## [Task data]
============
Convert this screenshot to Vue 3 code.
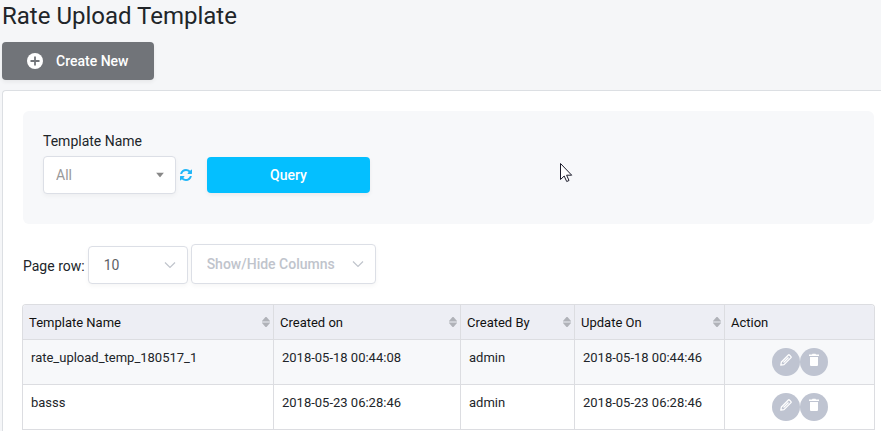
============
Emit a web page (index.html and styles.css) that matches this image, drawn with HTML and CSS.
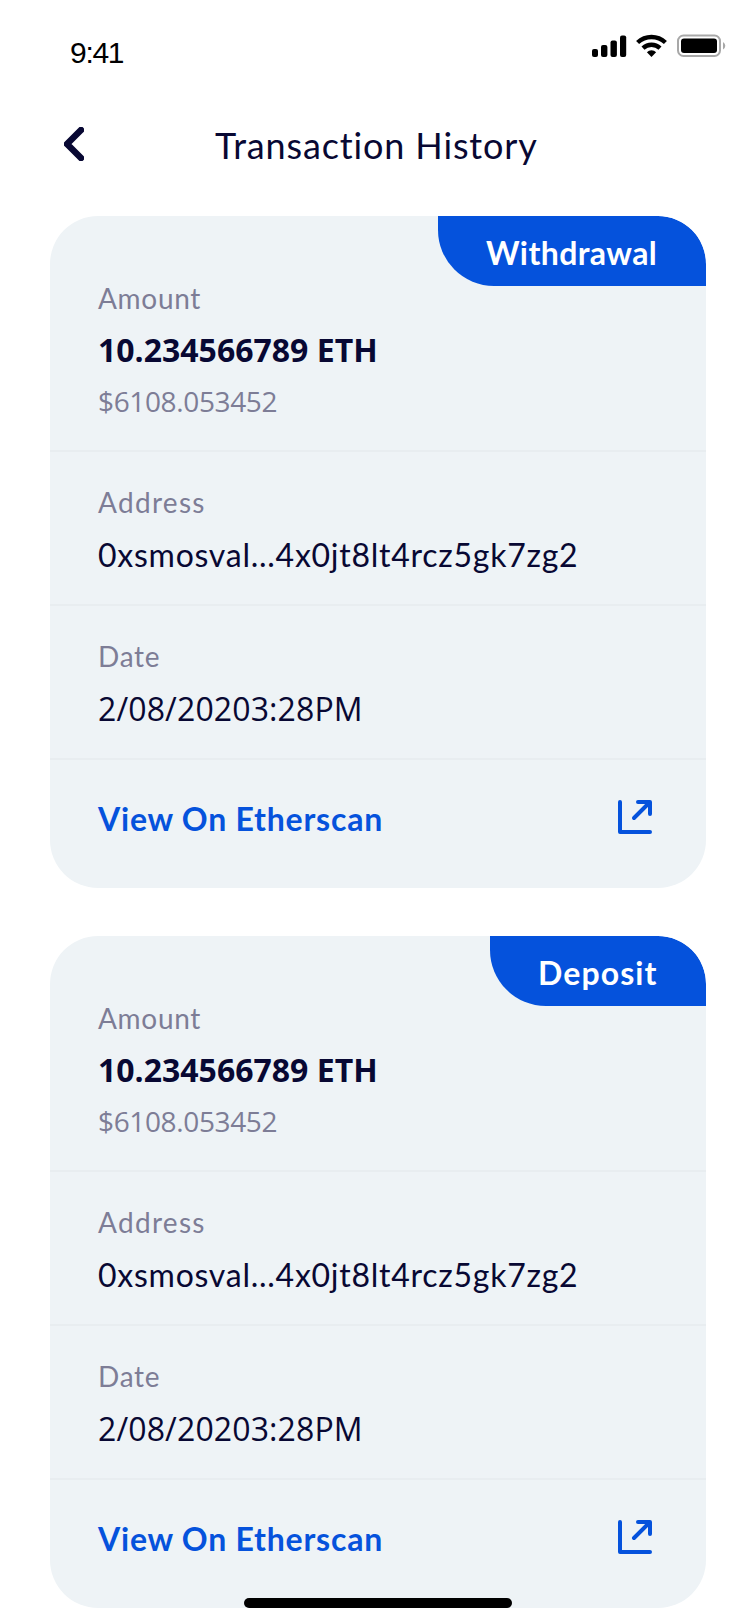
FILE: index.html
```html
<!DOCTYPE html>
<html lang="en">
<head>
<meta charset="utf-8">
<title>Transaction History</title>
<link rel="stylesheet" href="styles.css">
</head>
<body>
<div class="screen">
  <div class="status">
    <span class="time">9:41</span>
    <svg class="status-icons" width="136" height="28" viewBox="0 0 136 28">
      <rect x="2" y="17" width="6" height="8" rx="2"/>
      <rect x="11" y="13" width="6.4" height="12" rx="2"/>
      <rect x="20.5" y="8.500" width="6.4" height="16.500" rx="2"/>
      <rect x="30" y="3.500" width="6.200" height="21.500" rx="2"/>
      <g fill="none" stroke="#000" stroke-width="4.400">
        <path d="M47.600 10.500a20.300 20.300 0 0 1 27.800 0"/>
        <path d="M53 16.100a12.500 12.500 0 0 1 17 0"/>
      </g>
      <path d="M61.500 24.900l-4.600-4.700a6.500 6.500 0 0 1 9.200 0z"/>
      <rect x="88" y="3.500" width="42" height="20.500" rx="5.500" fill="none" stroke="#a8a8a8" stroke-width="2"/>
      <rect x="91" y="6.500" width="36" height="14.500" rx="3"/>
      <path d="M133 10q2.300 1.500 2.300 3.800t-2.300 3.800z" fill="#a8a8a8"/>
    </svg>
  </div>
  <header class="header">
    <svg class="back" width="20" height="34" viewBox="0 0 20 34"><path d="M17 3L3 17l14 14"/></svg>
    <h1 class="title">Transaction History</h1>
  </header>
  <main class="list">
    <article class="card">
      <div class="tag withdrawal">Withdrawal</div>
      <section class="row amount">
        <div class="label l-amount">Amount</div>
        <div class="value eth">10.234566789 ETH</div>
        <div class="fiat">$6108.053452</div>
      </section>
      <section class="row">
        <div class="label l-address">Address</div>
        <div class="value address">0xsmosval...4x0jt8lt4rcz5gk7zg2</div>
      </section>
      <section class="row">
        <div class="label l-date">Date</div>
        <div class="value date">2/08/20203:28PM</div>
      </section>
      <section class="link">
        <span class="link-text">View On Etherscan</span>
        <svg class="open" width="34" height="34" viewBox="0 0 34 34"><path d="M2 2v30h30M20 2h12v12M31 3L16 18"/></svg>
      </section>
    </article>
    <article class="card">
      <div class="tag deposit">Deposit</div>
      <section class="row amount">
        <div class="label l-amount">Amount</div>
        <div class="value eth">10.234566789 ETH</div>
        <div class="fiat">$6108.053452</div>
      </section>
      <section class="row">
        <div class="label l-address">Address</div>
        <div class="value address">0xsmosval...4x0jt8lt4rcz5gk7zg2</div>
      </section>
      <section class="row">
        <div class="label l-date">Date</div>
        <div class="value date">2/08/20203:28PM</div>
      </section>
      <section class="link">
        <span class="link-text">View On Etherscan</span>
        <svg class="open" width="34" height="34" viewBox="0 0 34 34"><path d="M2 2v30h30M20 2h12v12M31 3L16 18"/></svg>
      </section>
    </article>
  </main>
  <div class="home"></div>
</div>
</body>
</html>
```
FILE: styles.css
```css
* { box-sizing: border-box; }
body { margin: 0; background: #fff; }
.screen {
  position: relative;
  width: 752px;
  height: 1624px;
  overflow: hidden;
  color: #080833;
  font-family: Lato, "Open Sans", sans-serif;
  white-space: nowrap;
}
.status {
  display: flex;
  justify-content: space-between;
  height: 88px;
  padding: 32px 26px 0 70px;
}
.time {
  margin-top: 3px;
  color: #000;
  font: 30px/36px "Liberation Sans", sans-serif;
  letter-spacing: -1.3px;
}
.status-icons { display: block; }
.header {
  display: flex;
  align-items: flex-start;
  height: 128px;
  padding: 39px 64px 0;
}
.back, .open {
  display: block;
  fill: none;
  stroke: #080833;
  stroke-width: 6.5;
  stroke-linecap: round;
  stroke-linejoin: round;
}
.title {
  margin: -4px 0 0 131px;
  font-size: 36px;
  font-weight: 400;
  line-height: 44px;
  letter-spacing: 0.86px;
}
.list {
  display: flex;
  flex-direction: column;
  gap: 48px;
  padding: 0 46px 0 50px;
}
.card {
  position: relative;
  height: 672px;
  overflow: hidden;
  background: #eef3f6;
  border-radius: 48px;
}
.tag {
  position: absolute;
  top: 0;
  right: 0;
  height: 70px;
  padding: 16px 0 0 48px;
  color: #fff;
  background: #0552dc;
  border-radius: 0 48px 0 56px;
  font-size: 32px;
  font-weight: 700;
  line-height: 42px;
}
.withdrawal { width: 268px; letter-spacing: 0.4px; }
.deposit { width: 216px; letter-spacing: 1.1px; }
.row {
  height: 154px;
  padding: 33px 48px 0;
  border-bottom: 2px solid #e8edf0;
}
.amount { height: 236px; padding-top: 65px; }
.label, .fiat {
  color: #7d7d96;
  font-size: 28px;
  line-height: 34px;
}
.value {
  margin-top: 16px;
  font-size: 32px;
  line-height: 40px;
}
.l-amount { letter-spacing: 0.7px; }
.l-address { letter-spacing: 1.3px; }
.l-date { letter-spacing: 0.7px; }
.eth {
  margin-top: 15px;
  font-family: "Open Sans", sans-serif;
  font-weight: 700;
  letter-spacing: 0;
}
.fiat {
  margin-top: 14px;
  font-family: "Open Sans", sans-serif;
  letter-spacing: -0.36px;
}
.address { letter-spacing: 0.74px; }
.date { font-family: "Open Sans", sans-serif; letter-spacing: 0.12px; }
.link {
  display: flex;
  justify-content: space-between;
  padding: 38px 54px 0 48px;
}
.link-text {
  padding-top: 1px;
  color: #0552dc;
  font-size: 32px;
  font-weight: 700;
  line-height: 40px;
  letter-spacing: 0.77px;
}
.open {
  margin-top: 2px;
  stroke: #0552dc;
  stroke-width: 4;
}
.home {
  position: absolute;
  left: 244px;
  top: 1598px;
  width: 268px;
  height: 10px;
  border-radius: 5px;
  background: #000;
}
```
============
## [Work required]
Copy every line of the listing that contains the word "index".

## [Answer to this problem]
Emit a web page (index.html and styles.css) that matches this image, drawn with HTML and CSS.
FILE: index.html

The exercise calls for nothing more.